Task brief: Reproduce the material exactly, omitting nothing.

Information supplied:
════════

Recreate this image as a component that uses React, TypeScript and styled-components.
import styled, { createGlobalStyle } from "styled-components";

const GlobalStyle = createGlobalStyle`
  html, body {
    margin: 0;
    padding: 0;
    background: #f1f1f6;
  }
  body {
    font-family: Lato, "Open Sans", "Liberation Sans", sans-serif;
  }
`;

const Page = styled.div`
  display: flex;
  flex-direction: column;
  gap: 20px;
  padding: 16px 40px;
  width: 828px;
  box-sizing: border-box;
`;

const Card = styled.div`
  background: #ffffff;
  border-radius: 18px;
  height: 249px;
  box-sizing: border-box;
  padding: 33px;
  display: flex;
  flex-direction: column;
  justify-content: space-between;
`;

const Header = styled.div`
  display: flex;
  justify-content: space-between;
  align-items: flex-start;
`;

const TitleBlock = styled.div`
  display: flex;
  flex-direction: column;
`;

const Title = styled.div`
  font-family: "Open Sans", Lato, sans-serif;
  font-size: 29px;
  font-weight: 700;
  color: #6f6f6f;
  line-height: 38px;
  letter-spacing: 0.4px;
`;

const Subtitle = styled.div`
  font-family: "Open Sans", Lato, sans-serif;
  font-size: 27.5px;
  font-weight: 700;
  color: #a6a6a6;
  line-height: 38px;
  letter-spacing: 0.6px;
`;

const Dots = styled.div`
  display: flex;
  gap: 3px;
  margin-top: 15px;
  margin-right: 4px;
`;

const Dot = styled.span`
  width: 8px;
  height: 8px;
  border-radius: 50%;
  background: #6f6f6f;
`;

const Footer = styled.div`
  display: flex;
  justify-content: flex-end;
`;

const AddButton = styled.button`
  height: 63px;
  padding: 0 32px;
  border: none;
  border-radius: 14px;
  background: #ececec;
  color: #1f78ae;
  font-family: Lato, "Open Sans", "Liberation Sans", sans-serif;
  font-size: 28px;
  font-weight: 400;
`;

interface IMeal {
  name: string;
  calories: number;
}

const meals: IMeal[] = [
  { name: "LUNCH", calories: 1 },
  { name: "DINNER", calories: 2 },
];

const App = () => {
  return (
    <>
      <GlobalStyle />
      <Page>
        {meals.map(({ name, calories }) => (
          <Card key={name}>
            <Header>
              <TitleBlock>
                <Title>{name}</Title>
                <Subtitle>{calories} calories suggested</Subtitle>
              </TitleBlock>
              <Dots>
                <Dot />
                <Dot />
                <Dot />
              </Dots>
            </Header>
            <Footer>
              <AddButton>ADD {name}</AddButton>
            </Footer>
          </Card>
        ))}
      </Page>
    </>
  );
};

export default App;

════════

Answer to this exercise:
Recreate this image as a component that uses React, TypeScript and styled-components.
import styled, { createGlobalStyle } from "styled-components";

const GlobalStyle = createGlobalStyle`
  html, body {
    margin: 0;
    padding: 0;
    background: #f1f1f6;
  }
  body {
    font-family: Lato, "Open Sans", "Liberation Sans", sans-serif;
  }
`;

const Page = styled.div`
  display: flex;
  flex-direction: column;
  gap: 20px;
  padding: 16px 40px;
  width: 828px;
  box-sizing: border-box;
`;

const Card = styled.div`
  background: #ffffff;
  border-radius: 18px;
  height: 249px;
  box-sizing: border-box;
  padding: 33px;
  display: flex;
  flex-direction: column;
  justify-content: space-between;
`;

const Header = styled.div`
  display: flex;
  justify-content: space-between;
  align-items: flex-start;
`;

const TitleBlock = styled.div`
  display: flex;
  flex-direction: column;
`;

const Title = styled.div`
  font-family: "Open Sans", Lato, sans-serif;
  font-size: 29px;
  font-weight: 700;
  color: #6f6f6f;
  line-height: 38px;
  letter-spacing: 0.4px;
`;

const Subtitle = styled.div`
  font-family: "Open Sans", Lato, sans-serif;
  font-size: 27.5px;
  font-weight: 700;
  color: #a6a6a6;
  line-height: 38px;
  letter-spacing: 0.6px;
`;

const Dots = styled.div`
  display: flex;
  gap: 3px;
  margin-top: 15px;
  margin-right: 4px;
`;

const Dot = styled.span`
  width: 8px;
  height: 8px;
  border-radius: 50%;
  background: #6f6f6f;
`;

const Footer = styled.div`
  display: flex;
  justify-content: flex-end;
`;

const AddButton = styled.button`
  height: 63px;
  padding: 0 32px;
  border: none;
  border-radius: 14px;
  background: #ececec;
  color: #1f78ae;
  font-family: Lato, "Open Sans", "Liberation Sans", sans-serif;
  font-size: 28px;
  font-weight: 400;
`;

interface IMeal {
  name: string;
  calories: number;
}

const meals: IMeal[] = [
  { name: "LUNCH", calories: 1 },
  { name: "DINNER", calories: 2 },
];

const App = () => {
  return (
    <>
      <GlobalStyle />
      <Page>
        {meals.map(({ name, calories }) => (
          <Card key={name}>
            <Header>
              <TitleBlock>
                <Title>{name}</Title>
                <Subtitle>{calories} calories suggested</Subtitle>
              </TitleBlock>
              <Dots>
                <Dot />
                <Dot />
                <Dot />
              </Dots>
            </Header>
            <Footer>
              <AddButton>ADD {name}</AddButton>
            </Footer>
          </Card>
        ))}
      </Page>
    </>
  );
};

export default App;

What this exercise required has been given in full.